With an international reputation as Sydney’s wine region, the Hunter Valley is actually around two hours north, but metaphorically much closer to the hearts of Sydneysiders. It is Australia’s oldest commercial wine region, with around 11 hectares that were planted before 1900.
It gets very hot and it also rains a lot, meaning humidity is a challenge. “We get a shitload of rain – that’s a technical term – in January and February,” Riggs tells me, “so vintages matter a lot in the Hunter Valley. The vintage variation is really important and you need to know whether you’re drinking a Semillon from a wet year, or a dry year.”
Brokenwood takes its name from the trees that were cleared when vines were first planted. Its prime vineyard, the Graveyard, thankfully has a less literal title: a reference to the original plans for the site – 16 hectares used for its flagship 300 bucks-a-bottle Shiraz. The icon white, a Semillon, is called ILR, after Riggs’s own initials. It is always bottle-aged for six years before release.
Perhaps surprisingly, all the Brokenwood wines have been under screw cap since 2002. “Semillon under cork is wonderful,” Riggs confesses, “but we were losing 50 per cent to oxidation at five years, so we had to change.” Brokenwood has also adopted much larger oak formats – 500 litre puncheons – for the maturation of Chardonnay. Riggs believes Australian Chardonnay is at “the top of its game at the moment.” Gone are what he describes as “the Dolly Parton styles,” replaced by subtle oak, less skin contact, lower alcohol and far greater individuality.

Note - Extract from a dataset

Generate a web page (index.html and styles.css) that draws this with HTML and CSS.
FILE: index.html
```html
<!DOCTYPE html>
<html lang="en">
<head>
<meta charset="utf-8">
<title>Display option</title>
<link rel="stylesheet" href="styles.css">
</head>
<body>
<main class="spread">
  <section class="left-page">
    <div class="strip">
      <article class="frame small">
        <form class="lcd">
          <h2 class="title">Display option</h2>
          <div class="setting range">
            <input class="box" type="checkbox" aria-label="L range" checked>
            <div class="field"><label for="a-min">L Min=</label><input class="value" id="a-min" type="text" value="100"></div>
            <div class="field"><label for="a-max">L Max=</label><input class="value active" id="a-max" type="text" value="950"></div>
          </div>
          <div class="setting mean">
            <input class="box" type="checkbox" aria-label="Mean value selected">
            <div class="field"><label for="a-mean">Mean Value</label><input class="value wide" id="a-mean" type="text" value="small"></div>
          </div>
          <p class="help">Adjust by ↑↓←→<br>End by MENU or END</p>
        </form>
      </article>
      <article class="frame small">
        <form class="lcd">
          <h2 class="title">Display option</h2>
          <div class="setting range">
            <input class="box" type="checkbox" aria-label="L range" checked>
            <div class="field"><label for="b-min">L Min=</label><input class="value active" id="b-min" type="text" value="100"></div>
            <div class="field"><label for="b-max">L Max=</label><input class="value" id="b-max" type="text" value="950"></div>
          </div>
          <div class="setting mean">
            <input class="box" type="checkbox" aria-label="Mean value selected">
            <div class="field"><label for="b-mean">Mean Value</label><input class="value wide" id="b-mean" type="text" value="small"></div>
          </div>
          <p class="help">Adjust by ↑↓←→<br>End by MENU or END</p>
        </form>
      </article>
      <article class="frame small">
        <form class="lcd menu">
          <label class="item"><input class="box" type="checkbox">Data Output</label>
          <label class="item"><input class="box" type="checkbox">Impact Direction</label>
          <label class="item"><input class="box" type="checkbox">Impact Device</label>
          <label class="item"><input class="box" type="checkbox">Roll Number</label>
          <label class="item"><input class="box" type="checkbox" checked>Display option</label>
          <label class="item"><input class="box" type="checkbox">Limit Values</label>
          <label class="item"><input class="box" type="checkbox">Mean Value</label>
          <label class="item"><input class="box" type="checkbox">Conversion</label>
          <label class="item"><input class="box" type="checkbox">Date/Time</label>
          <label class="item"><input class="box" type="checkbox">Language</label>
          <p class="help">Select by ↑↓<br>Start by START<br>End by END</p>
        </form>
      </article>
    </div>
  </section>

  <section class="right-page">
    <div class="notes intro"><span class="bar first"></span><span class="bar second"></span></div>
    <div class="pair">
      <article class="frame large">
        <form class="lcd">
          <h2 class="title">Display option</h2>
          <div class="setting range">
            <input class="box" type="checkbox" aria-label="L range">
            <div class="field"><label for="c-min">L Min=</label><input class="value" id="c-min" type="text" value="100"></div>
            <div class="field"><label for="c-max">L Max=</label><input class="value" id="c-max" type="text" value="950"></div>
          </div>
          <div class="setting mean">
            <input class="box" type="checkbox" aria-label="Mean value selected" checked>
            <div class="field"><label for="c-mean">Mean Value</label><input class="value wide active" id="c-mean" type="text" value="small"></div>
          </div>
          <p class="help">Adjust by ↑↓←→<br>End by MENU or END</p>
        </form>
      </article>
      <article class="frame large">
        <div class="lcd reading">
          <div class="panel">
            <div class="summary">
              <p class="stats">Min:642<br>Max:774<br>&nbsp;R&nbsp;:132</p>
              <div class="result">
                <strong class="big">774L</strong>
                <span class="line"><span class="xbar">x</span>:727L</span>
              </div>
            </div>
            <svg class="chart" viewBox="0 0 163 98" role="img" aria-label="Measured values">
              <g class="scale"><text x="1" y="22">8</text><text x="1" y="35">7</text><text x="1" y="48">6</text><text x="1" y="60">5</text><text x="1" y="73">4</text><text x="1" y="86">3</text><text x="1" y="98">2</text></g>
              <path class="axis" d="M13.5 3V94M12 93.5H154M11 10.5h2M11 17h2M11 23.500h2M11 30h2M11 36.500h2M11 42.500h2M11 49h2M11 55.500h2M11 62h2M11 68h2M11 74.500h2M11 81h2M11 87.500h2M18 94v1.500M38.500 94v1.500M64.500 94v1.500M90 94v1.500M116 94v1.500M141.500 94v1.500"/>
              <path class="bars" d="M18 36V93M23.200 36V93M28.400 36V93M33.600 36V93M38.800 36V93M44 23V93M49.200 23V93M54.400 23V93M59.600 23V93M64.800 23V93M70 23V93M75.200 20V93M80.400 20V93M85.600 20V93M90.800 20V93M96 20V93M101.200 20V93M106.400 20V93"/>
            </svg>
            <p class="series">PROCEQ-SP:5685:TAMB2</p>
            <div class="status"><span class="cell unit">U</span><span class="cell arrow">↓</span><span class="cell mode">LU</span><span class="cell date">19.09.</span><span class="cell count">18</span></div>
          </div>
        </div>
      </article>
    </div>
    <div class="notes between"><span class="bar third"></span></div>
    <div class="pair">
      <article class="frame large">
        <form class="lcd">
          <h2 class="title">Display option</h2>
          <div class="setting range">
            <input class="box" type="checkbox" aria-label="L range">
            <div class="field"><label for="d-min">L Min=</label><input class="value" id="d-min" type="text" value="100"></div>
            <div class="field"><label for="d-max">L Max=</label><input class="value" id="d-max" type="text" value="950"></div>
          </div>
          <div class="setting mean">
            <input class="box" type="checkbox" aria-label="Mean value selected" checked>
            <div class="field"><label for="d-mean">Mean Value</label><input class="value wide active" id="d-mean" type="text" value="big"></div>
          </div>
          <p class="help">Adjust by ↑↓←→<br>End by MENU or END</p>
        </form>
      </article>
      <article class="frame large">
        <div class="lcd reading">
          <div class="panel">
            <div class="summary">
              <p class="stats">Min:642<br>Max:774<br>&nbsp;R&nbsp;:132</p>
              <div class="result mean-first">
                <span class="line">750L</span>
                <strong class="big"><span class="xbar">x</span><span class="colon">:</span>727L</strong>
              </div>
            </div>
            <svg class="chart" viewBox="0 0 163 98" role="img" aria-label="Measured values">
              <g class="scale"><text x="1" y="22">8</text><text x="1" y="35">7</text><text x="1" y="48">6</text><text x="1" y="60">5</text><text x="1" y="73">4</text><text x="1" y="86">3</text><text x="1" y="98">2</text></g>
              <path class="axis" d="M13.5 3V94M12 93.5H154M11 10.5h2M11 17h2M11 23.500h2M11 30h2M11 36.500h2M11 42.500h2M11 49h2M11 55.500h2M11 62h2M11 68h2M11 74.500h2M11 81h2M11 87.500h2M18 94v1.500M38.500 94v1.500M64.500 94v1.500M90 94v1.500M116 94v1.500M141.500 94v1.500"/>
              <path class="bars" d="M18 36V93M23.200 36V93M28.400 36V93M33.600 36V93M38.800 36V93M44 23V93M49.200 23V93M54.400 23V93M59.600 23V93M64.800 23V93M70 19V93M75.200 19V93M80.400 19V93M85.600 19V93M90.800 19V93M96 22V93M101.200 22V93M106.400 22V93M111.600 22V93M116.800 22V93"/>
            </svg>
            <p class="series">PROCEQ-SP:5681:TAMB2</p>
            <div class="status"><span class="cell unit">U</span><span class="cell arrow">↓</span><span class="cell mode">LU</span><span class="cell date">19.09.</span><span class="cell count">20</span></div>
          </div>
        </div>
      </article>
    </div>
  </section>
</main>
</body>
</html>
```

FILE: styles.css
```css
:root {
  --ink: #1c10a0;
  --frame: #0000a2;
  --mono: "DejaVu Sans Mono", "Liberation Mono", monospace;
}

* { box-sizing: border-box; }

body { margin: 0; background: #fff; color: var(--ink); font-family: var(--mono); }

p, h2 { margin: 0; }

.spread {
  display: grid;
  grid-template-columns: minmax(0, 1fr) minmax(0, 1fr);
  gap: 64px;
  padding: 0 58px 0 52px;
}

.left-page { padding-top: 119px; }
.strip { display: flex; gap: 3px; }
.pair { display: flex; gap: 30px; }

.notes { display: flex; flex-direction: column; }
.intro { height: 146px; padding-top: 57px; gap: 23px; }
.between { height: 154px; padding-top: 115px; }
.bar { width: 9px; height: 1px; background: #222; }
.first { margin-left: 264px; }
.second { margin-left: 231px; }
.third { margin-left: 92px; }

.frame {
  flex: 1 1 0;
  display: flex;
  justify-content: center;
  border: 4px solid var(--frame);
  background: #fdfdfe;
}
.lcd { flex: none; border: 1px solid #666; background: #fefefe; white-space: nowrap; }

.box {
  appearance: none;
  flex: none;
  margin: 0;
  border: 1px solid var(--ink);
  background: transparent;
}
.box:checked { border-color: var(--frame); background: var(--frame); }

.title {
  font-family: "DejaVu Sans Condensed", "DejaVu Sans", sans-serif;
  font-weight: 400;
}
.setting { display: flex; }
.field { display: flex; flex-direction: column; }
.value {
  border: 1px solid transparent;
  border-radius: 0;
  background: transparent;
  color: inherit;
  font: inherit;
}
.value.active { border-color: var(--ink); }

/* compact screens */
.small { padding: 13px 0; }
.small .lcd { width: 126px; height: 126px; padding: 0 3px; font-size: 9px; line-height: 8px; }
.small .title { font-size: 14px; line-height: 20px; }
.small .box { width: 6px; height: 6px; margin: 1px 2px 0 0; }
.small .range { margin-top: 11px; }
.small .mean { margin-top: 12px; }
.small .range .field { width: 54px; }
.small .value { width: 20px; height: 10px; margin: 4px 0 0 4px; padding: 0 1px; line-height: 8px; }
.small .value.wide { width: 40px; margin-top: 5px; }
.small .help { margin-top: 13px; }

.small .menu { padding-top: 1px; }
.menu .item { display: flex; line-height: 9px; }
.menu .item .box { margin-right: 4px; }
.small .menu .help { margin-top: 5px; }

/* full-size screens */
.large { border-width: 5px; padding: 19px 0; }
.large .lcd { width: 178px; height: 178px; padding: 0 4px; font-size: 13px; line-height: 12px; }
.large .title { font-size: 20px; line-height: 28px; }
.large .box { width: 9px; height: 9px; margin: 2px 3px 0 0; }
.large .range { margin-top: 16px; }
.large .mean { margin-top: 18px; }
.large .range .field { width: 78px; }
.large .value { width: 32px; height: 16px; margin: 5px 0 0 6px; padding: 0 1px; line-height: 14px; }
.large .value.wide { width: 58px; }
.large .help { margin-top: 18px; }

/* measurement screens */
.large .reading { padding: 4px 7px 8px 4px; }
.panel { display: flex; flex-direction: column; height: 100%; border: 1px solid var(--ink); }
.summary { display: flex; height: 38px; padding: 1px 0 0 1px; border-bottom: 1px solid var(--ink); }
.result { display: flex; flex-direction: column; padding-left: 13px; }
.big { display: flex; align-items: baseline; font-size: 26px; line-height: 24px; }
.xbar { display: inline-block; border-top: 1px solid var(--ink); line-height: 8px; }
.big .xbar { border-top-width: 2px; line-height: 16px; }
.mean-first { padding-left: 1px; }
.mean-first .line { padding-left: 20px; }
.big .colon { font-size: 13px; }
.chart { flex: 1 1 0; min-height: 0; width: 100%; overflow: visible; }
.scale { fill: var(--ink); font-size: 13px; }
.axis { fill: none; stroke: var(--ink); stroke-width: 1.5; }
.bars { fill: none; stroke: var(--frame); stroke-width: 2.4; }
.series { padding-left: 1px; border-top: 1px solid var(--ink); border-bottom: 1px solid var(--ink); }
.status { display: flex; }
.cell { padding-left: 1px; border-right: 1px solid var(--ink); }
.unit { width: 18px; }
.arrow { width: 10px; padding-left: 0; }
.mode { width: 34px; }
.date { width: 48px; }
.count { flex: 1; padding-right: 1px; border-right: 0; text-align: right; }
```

The latest innovation is to switch all Brokenwood’s wines to vegan certification, with an alternative fining agent to the current skimmed milk for next year’s vintage.
It still feels odd to be tasting wines from the new 2019 vintage, even when they come from the other side of the world, and, given its great potential for ageing, sampling new Hunter Valley Semillon feels like a form of vinous infanticide. That said, the first of the wines on offer from Riggs, for a tasting and lunch at Marcus Wareing’s Gilbert Scott, was already offering teasing hints of where it might lead – all the more remarkable given its ‘entry-level’ range status and relatively low price.
SO HOW DID THEY TASTE?
Hunter Valley Semillon 2019: with wafts of gentle citrus blossom and lemongrass, a robust acidic core of lime pith and Asian pear leads into a long, clean finish that underlines its ageing potential. An inexpensive wine to tuck away for future pleasure, that’s precisely what I shall be doing.
Hunter Valley Semillon 2018: with the same bright blossom notes, pithy citrus, crisp mineral core and a slightly more balanced feel, thanks to its additional year in bottle.
ILR Reserve Semillon 2013: newly-released after six years of bottle ageing, the Icon Series white has no oak, no skin contact and no malolactic fermentation. The result is pure, yet powerful, with fresh lime zest opening into gentle aromas of bees wax. With its powerful acidity and low alcohol, the journey is just beginning for this elegant wine.
ILR Reserve Semillon 2011: powerful citrus aromas, with bees wax polish, wild honey and chicory, intense, yet precise, with broader shoulders and plenty of future ageing potential.
Indigo Chardonnay 2018: no Dolly Parton here, with aromas of struck match and grapefruit, Riggs says “it’s all about acidity” in this wine, which is lean but not mean, with its juicy citrus core and subtle smoky notes.
Graveyard Vineyard Shiraz 2017: with a 2019 Decanter World Wine Awards ‘Best In Show’ trophy under its belt, vibrant red fruits, cherry and plum, lead into a medium bodied wine that elegantly holds its punches to deliver an experience that’s smooth, silky and long.
Graveyard Vineyard Shiraz 2013: demonstrating its evolution in bottle, this offers graphite notes, perfumed cherry, foraged blackberry, a twist of spice and black pepper. The tannins are smooth and there’s impressive complexity and concentration.